Für die ungarische Regierung, die klar überfordert den Sündenbockstatus übernimmt und den europäischen Führungspersönlichkeiten einen Spiegel vorhält, wird die Lösung dieser Aufgabe zum Verhängnis, sollten die selbst gesetzten Maßnahmen, siehe Grenzzaun und verschärfte Gesetze, nicht greifen bzw. keine europäischen Lösungen durchgesetzt werden können.
Die andere Seite der Medaille bleibt natürlich ebenso schicksalshaft: Die Beziehungen zu Österreich und zu Deutschland sind eben wegen der Flüchtlingsfrage auf einem Tiefpunkt angelangt. Ministerpräsident Orbán wurde sogar vom österreichischen Kanzler Faymann der Lüge über die tatsächliche Anzahl an Flüchtlingen, die in Richtung österreichische Grenze marschieren, bezichtigt.

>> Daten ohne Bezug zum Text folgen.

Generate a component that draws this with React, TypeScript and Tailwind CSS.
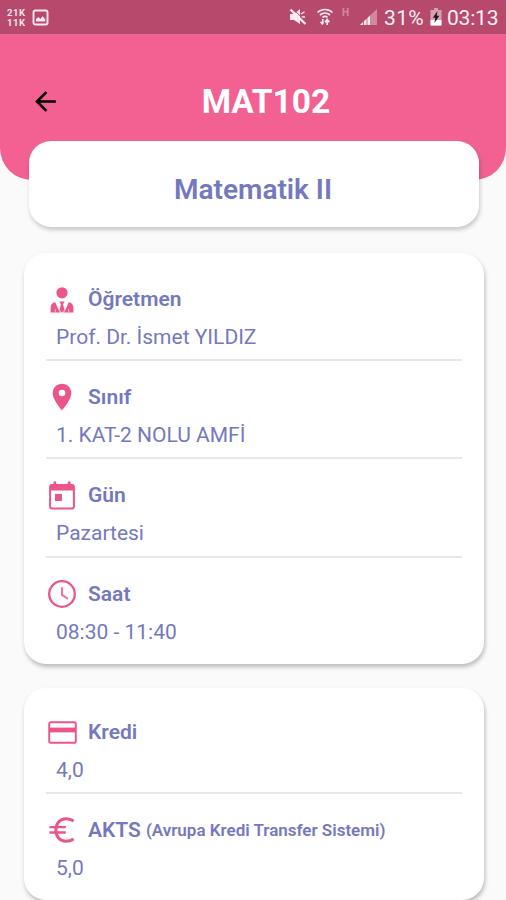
import type { ReactNode } from "react";
import { MdArrowBack, MdPlace } from "react-icons/md";

function TeacherIcon() {
  return (
    <svg className="mt-[2px]" width="24" height="26" viewBox="0 0 24 26" fill="currentColor">
      <circle cx="12" cy="5.8" r="5.6" />
      <path d="M5.3 15.2 9.6 25.4H.6v-4.6c0-3.2 1.7-5.2 4.7-5.6ZM18.7 15.2 14.4 25.4h9v-4.6c0-3.2-1.7-5.2-4.7-5.6ZM9.4 14.6h5.2l-1.5 2.7 1.2 5.2-2.3 2.9-2.3-2.9 1.2-5.2Z" />
      <path d="M8 22.5h8v2.9H8Z" opacity=".55" />
      <path d="M4.8 22h1v3.2h-1ZM18.2 22h1v3.2h-1Z" fill="#fff" opacity=".6" />
    </svg>
  );
}

function CalendarIcon() {
  return (
    <svg width="26" height="29" viewBox="0 0 26 29" fill="none" stroke="currentColor">
      <rect x="1.1" y="4" width="23.8" height="23.6" rx="2" strokeWidth="2" />
      <path d="M1 5.2a2 2 0 0 1 2-2h20a2 2 0 0 1 2 2v4.3H1Z" fill="currentColor" stroke="none" />
      <path d="M5.8 1.6v3M20.2 1.6v3" strokeWidth="2.8" strokeLinecap="round" />
      <path d="M6 13h7v7H6Z" fill="currentColor" stroke="none" />
    </svg>
  );
}

function ClockIcon() {
  return (
    <svg width="28" height="28" viewBox="0 0 28 28" fill="none" stroke="currentColor">
      <circle cx="14" cy="14" r="12.8" strokeWidth="2.3" />
      <path d="M14 7.2V15l6 3.8" strokeWidth="2.1" opacity=".8" />
    </svg>
  );
}

function CardIcon() {
  return (
    <svg width="29" height="23" viewBox="0 0 29 23" fill="none" stroke="currentColor">
      <rect x="1.2" y="1.2" width="26.6" height="20.6" rx="1.6" strokeWidth="1.9" />
      <path d="M1 9h27" strokeWidth="4.8" />
    </svg>
  );
}

function EuroIcon() {
  return (
    <svg width="26" height="26" viewBox="0 0 26 26" fill="none" stroke="currentColor" strokeWidth="3">
      <path d="M24.6 4C21.8 2 19.8 1.7 17 1.7 10.6 1.7 6.9 6.7 6.9 13S10.6 24.3 17 24.3c2.8 0 4.8-.4 7.6-2.3" />
      <path d="M.5 10.1h16.3M.5 15.5h16.3" strokeWidth="2.3" />
    </svg>
  );
}

function StatusBar() {
  return (
    <div className="flex h-[34px] items-center bg-[#b6496c] text-[#fdeaf1]">
      <div className="ml-[7px] grid w-[20px] gap-[1px] text-[9.5px] leading-[9px] font-semibold tracking-[0.6px] whitespace-nowrap">
        <div className="h-[9px] overflow-hidden">21K</div>
        <div className="h-[9px] overflow-hidden">11K</div>
      </div>
      <svg className="ml-[5px]" width="17" height="17" viewBox="0 0 17 17">
        <rect x="1.5" y="1.5" width="14" height="14" rx="1.8" fill="none" stroke="currentColor" strokeWidth="1.9" />
        <path d="M4 12.6V10l2.4-2 2 2 2.2-2.7 2.6 3v2.3Z" fill="currentColor" />
      </svg>
      <svg className="ml-[240px]" width="18" height="18" viewBox="0 0 18 18" fill="currentColor">
        <path d="M1 6h4L11 1v15l-6-4H1Z" />
        <path d="m12 6 3.5-2.2M12.5 9H16" stroke="currentColor" strokeWidth="1.4" />
        <path d="M1.5 1.5 16.5 16" stroke="currentColor" strokeWidth="2.4" />
        <path d="M4 1 17.5 14.2" stroke="#b6496c" strokeWidth="1" />
      </svg>
      <svg className="ml-[9px]" width="18" height="18" viewBox="0 0 18 18" fill="none" stroke="currentColor" strokeWidth="1.7">
        <path d="M1.5 4.5C5.8.5 12.2.5 16.5 4.5M4 7c3-2.7 7-2.7 10 0M6.5 9.3c1.6-1.3 3.4-1.3 5 0" />
        <path d="M6.8 11v5M4.6 13.8l2.2 2.6M11.2 17v-5M9 14.2l2.2-2.6 2.2 2.6" />
      </svg>
      <span className="mb-[9px] ml-[8px] w-[9px] text-[10px] leading-none font-bold opacity-40">H</span>
      <svg className="ml-[8px]" width="19" height="18" viewBox="0 0 19 18" fill="currentColor">
        <path d="M1 17 18 1v16Z" opacity=".4" />
        <path d="M1 17 11 7.6V17Z" />
        <path d="M4.5 12v5M8 9v8" stroke="#b6496c" strokeWidth=".8" />
      </svg>
      <span className="mt-[2px] ml-[6px] w-[42px] text-[21px] leading-none tracking-[0.35px] text-[#fff1f6]">31%</span>
      <svg className="ml-[4px]" width="12" height="18" viewBox="0 0 12 18">
        <path d="M4 0h4v2h3.5v15.5H.5V2H4Z" fill="#d5a2b4" />
        <path d="M.5 12h11v5.5H.5Z" fill="#fff" />
        <path d="M7.5 3 2.8 9.8h2.5L4.5 15l4.8-7.2H6.8Z" fill="#21161a" />
      </svg>
      <span className="mt-[2px] ml-[5px] text-[21px] leading-none tracking-[-0.2px] text-[#fff1f6]">03:13</span>
    </div>
  );
}

type RowProps = { icon: ReactNode; title: string; note?: string; value: string; last?: boolean };

function InfoRow({ icon, title, note, value, last }: RowProps) {
  return (
    <div className={last ? "h-[98.4px] pt-[21px]" : "h-[98.4px] border-b-2 border-[#e7e7e7] pt-[21px]"}>
      <div className="flex h-[30px] items-center">
        <div className="flex w-[32px] justify-center text-[#ec5588]">{icon}</div>
        <div className="ml-[10px] flex items-center whitespace-nowrap">
          <span className="text-[21px] leading-[30px] font-semibold">{title}</span>
          {note && <span className="ml-[5px] text-[17px] leading-[30px] font-semibold">{note}</span>}
        </div>
      </div>
      <div className="mt-[8px] ml-[10px] text-[21px] leading-[30px]">{value}</div>
    </div>
  );
}

export default function App() {
  return (
    <div className="h-[900px] w-[506px] overflow-hidden bg-[#fafafa] font-['Roboto',sans-serif] text-[#7479be]">
      <header className="h-[180px] rounded-b-[32px] bg-[#f26192]">
        <StatusBar />
        <div className="grid h-[107px] grid-cols-[84px_1fr_58px] items-center pt-[27px]">
          <MdArrowBack className="ml-[30px] text-black" size={31} />
          <h1 className="pt-[2px] text-center text-[33.5px] leading-none font-bold text-white">MAT102</h1>
        </div>
        <div className="mr-[27px] ml-[29px] flex h-[86px] items-center justify-center rounded-[22px] bg-white pt-[11px] pr-[2px] shadow-[1px_3px_4px_rgba(0,0,0,0.2)]">
          <h2 className="text-[28px] leading-none font-semibold">Matematik II</h2>
        </div>
      </header>
      <main className="mr-[22px] ml-[24px] flex flex-col gap-[24px] pt-[73px]">
        <section className="h-[411px] rounded-[22px] bg-white pt-[9.6px] pr-[22px] pl-[22px] shadow-[1px_3px_4px_rgba(0,0,0,0.25)]">
          <InfoRow icon={<TeacherIcon />} title="Öğretmen" value="Prof. Dr. İsmet YILDIZ" />
          <InfoRow icon={<MdPlace size={34} />} title="Sınıf" value="1. KAT-2 NOLU AMFİ" />
          <InfoRow icon={<CalendarIcon />} title="Gün" value="Pazartesi" />
          <InfoRow icon={<ClockIcon />} title="Saat" value="08:30 - 11:40" last />
        </section>
        <section className="h-[212px] rounded-[22px] bg-white pt-[8px] pr-[22px] pl-[22px] shadow-[1px_3px_4px_rgba(0,0,0,0.25)]">
          <InfoRow icon={<CardIcon />} title="Kredi" value="4,0" />
          <InfoRow icon={<EuroIcon />} title="AKTS" note="(Avrupa Kredi Transfer Sistemi)" value="5,0" last />
        </section>
      </main>
    </div>
  );
}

Es zeigt den Kommunikationsspielraum einer Regierung, die Alternativen bieten will, dies allein nicht schafft und dessen Kommunikationsfähigkeit, was die Abstimmung weiterer Schritte mit den Nachbarländern betrifft, zu akkordieren nicht im Stande ist.
Auf lange Sicht ist dieser Zustand definitiv nicht haltbar. Aus diesem Grund ist es unumgänglich, dass erstens der Schutz der Schengen – Außengrenze gewährleistet wird bzw. danach weitere gesamteuropäische Schritte für eine für alle Parteien vertretbaren Quotenregelung getroffen werden können. Solidarität muss im Friedensprojekt EU möglich sein und darf nicht gleichgesetzt werden mit Selbstaufgabe. Denn, wie Orbán treffend gesagt hat, „wer überrannt wird, kann nicht helfen.“
Die grundsätzliche Frage, die sich stellt lautet: Ist Europa bereit einen Ansturm diesen Ausmaßes aufzunehmen oder wird sie die Grenzen dicht machen und damit als letzten Kontinent ein Zeichen dafür setzen, rechtsstaatlichen Grundsätzen zu unterliegen und pragmatisch handeln zu können. Das beinhaltet die Regelung der Ströme hin zu den regulären Grenzübergängen und die dadurch mögliche Unterscheidung zwischen Kriegsflüchtlingen und Wirtschaftsmigranten. Eines steht jedoch fest, die Flüchtlinge kommen und werden dies auch noch lange Zeit tun.